▶ [WHAT THE TASK ASKS]: Extract each line of the material that follows exactly and omit its pictures.

▶ [STORED DATA]:
- - - - -

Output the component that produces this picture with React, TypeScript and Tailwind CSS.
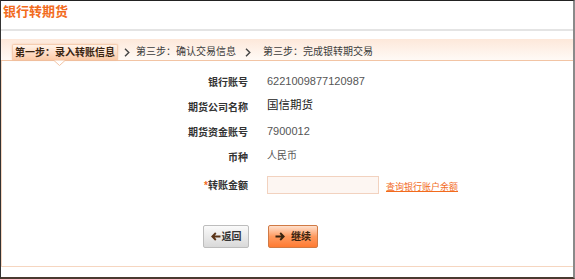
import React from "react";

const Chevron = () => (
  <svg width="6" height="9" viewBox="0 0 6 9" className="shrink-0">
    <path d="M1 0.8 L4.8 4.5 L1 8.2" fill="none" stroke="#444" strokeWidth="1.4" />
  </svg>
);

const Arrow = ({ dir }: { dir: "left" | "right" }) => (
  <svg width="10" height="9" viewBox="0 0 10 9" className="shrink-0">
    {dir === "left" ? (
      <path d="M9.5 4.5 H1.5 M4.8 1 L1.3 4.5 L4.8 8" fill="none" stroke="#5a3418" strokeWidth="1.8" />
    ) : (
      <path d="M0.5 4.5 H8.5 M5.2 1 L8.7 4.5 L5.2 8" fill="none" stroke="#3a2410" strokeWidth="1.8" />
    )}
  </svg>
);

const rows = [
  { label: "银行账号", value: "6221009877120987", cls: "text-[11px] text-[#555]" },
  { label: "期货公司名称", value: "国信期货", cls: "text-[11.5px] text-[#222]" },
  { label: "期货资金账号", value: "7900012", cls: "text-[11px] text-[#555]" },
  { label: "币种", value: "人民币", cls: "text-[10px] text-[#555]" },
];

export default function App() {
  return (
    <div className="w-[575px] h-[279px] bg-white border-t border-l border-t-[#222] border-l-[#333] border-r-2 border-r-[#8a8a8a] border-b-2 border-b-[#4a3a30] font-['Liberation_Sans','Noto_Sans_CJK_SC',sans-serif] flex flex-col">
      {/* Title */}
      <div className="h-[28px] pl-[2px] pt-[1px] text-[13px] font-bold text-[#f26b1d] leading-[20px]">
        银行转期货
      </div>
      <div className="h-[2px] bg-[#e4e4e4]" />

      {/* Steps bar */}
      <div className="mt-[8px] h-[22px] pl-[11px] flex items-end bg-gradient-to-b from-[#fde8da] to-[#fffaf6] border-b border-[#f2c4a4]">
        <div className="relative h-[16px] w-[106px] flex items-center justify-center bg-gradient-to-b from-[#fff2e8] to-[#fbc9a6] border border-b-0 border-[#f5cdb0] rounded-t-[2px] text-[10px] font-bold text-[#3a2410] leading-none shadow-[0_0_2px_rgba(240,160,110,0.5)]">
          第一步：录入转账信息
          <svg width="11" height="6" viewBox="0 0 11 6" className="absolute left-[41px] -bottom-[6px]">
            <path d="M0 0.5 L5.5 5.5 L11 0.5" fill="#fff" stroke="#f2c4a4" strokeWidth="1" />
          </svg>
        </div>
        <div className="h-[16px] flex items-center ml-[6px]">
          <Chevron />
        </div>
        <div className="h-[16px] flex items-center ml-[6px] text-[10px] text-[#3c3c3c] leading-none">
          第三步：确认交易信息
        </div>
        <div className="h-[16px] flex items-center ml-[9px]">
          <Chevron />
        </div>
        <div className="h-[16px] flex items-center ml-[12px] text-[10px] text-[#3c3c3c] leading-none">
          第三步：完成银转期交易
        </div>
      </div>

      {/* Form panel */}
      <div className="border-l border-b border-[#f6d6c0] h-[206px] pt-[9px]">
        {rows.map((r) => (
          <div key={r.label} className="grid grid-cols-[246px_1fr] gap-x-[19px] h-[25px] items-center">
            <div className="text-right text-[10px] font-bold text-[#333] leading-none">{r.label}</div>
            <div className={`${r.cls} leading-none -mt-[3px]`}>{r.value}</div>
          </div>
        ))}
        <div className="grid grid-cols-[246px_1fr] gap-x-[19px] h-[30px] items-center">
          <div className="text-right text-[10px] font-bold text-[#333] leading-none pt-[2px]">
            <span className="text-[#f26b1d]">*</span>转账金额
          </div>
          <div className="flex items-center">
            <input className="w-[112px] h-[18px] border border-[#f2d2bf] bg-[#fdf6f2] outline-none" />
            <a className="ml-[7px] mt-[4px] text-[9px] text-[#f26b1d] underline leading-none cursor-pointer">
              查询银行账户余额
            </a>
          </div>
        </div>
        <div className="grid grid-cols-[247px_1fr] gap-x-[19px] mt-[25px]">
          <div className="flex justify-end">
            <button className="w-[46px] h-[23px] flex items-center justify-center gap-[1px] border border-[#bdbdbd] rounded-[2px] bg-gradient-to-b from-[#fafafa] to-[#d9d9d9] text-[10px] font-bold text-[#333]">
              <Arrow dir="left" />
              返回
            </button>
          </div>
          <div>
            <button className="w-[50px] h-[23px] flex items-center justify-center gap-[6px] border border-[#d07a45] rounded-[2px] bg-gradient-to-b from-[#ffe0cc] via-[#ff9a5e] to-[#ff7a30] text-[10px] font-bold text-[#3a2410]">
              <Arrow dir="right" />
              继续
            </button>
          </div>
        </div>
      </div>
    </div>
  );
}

- - - - -

▶ [SOLVED PROBLEM]:
Output the component that produces this picture with React, TypeScript and Tailwind CSS.
import React from "react";

const Chevron = () => (
  <svg width="6" height="9" viewBox="0 0 6 9" className="shrink-0">
    <path d="M1 0.8 L4.8 4.5 L1 8.2" fill="none" stroke="#444" strokeWidth="1.4" />
  </svg>
);

const Arrow = ({ dir }: { dir: "left" | "right" }) => (
  <svg width="10" height="9" viewBox="0 0 10 9" className="shrink-0">
    {dir === "left" ? (
      <path d="M9.5 4.5 H1.5 M4.8 1 L1.3 4.5 L4.8 8" fill="none" stroke="#5a3418" strokeWidth="1.8" />
    ) : (
      <path d="M0.5 4.5 H8.5 M5.2 1 L8.7 4.5 L5.2 8" fill="none" stroke="#3a2410" strokeWidth="1.8" />
    )}
  </svg>
);

const rows = [
  { label: "银行账号", value: "6221009877120987", cls: "text-[11px] text-[#555]" },
  { label: "期货公司名称", value: "国信期货", cls: "text-[11.5px] text-[#222]" },
  { label: "期货资金账号", value: "7900012", cls: "text-[11px] text-[#555]" },
  { label: "币种", value: "人民币", cls: "text-[10px] text-[#555]" },
];

export default function App() {
  return (
    <div className="w-[575px] h-[279px] bg-white border-t border-l border-t-[#222] border-l-[#333] border-r-2 border-r-[#8a8a8a] border-b-2 border-b-[#4a3a30] font-['Liberation_Sans','Noto_Sans_CJK_SC',sans-serif] flex flex-col">
      {/* Title */}
      <div className="h-[28px] pl-[2px] pt-[1px] text-[13px] font-bold text-[#f26b1d] leading-[20px]">
        银行转期货
      </div>
      <div className="h-[2px] bg-[#e4e4e4]" />

      {/* Steps bar */}
      <div className="mt-[8px] h-[22px] pl-[11px] flex items-end bg-gradient-to-b from-[#fde8da] to-[#fffaf6] border-b border-[#f2c4a4]">
        <div className="relative h-[16px] w-[106px] flex items-center justify-center bg-gradient-to-b from-[#fff2e8] to-[#fbc9a6] border border-b-0 border-[#f5cdb0] rounded-t-[2px] text-[10px] font-bold text-[#3a2410] leading-none shadow-[0_0_2px_rgba(240,160,110,0.5)]">
          第一步：录入转账信息
          <svg width="11" height="6" viewBox="0 0 11 6" className="absolute left-[41px] -bottom-[6px]">
            <path d="M0 0.5 L5.5 5.5 L11 0.5" fill="#fff" stroke="#f2c4a4" strokeWidth="1" />
          </svg>
        </div>
        <div className="h-[16px] flex items-center ml-[6px]">
          <Chevron />
        </div>
        <div className="h-[16px] flex items-center ml-[6px] text-[10px] text-[#3c3c3c] leading-none">
          第三步：确认交易信息
        </div>
        <div className="h-[16px] flex items-center ml-[9px]">
          <Chevron />
        </div>
        <div className="h-[16px] flex items-center ml-[12px] text-[10px] text-[#3c3c3c] leading-none">
          第三步：完成银转期交易
        </div>
      </div>

      {/* Form panel */}
      <div className="border-l border-b border-[#f6d6c0] h-[206px] pt-[9px]">
        {rows.map((r) => (
          <div key={r.label} className="grid grid-cols-[246px_1fr] gap-x-[19px] h-[25px] items-center">
            <div className="text-right text-[10px] font-bold text-[#333] leading-none">{r.label}</div>
            <div className={`${r.cls} leading-none -mt-[3px]`}>{r.value}</div>
          </div>
        ))}
        <div className="grid grid-cols-[246px_1fr] gap-x-[19px] h-[30px] items-center">
          <div className="text-right text-[10px] font-bold text-[#333] leading-none pt-[2px]">
            <span className="text-[#f26b1d]">*</span>转账金额
          </div>
          <div className="flex items-center">
            <input className="w-[112px] h-[18px] border border-[#f2d2bf] bg-[#fdf6f2] outline-none" />
            <a className="ml-[7px] mt-[4px] text-[9px] text-[#f26b1d] underline leading-none cursor-pointer">
              查询银行账户余额
            </a>
          </div>
        </div>
        <div className="grid grid-cols-[247px_1fr] gap-x-[19px] mt-[25px]">
          <div className="flex justify-end">
            <button className="w-[46px] h-[23px] flex items-center justify-center gap-[1px] border border-[#bdbdbd] rounded-[2px] bg-gradient-to-b from-[#fafafa] to-[#d9d9d9] text-[10px] font-bold text-[#333]">
              <Arrow dir="left" />
              返回
            </button>
          </div>
          <div>
            <button className="w-[50px] h-[23px] flex items-center justify-center gap-[6px] border border-[#d07a45] rounded-[2px] bg-gradient-to-b from-[#ffe0cc] via-[#ff9a5e] to-[#ff7a30] text-[10px] font-bold text-[#3a2410]">
              <Arrow dir="right" />
              继续
            </button>
          </div>
        </div>
      </div>
    </div>
  );
}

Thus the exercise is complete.